К числу активных членов группировки принадлежит житель гор. Новосибирска гр. Тизенгаузен Димитрий Орестович, лично принимавший участие во всех описанных выше фактах преступной деятельности таковой.
На основании изложенного и руководствуясь ст. 128 УПК постановил: привлечь гр. Тизенгаузена Дмитрия Орестовича в качестве обвиняемого в изложенных выше преступных деяниях, предъявив ему обвинение по признакам ст. 58-5 УК.
Копию настоящего постановления, в порядке приказа ОГПУ 287-1922г., направить для сведения крайпрокурору Сибири.
Уполномоченный (Шульдаль).
Согласен: Зам. Нач. СОУ ПП ОГПУ СК (Новак).
1927г. июня 18 дня.
Содержание настоящего постановления мне объявлено: Д. Тизенгаузен».
И началось заключение. В архивных папках сохранилось два заявления заключенного Тизенгаузена. 25 июня 1927г. он пишет на имя Шульдаля: «Прошу Вас вызвать меня сегодня для дачи показаний по моему делу.

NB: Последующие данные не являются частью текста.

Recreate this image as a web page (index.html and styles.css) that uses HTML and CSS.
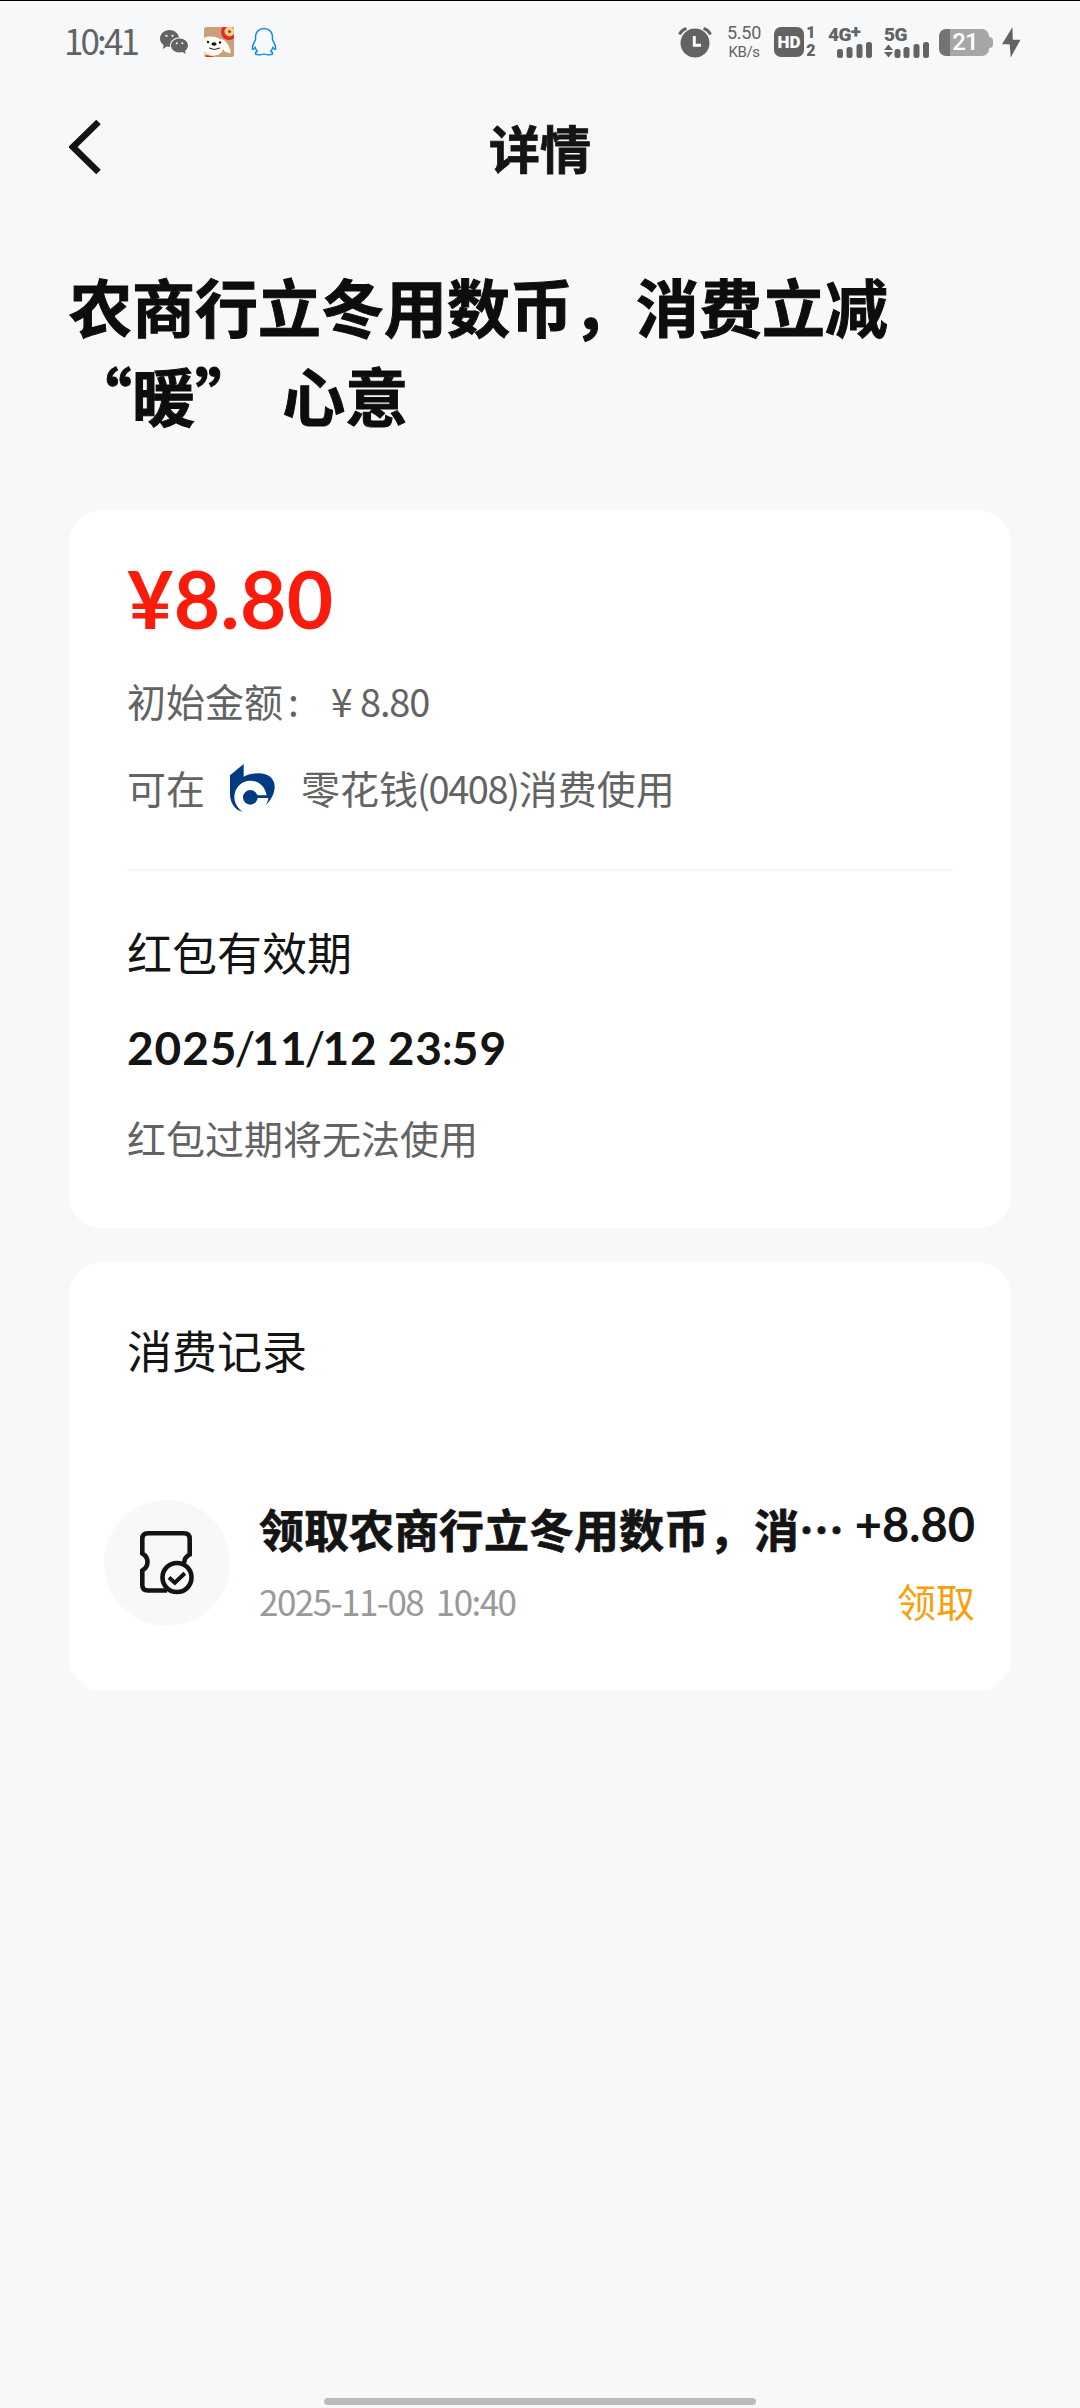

Д. Тизенгаузен. 29 июня 1927г. камера №3».
И – второе, от 11 июля того же года, тому же Шульдалю: «12 июля исполнится 4 недели со дня моего ареста. Не имея никакого занятия, дела или работы, прошу Вашего разрешения иметь в заключении акварельные краски и необходимые принадлежности к ним (кисти, угольки, резинку и пр.). Д. Тизенгаузен. 11.VII.1927г.».
Этот странный человек, который так неестественно низвергнут жизнью и уже 10 лет не принадлежит сам себе, а людям, чуждым по поведению и по взглядам, которые распоряжаются его судьбой, - он все еще не потерял вкуса к жизни.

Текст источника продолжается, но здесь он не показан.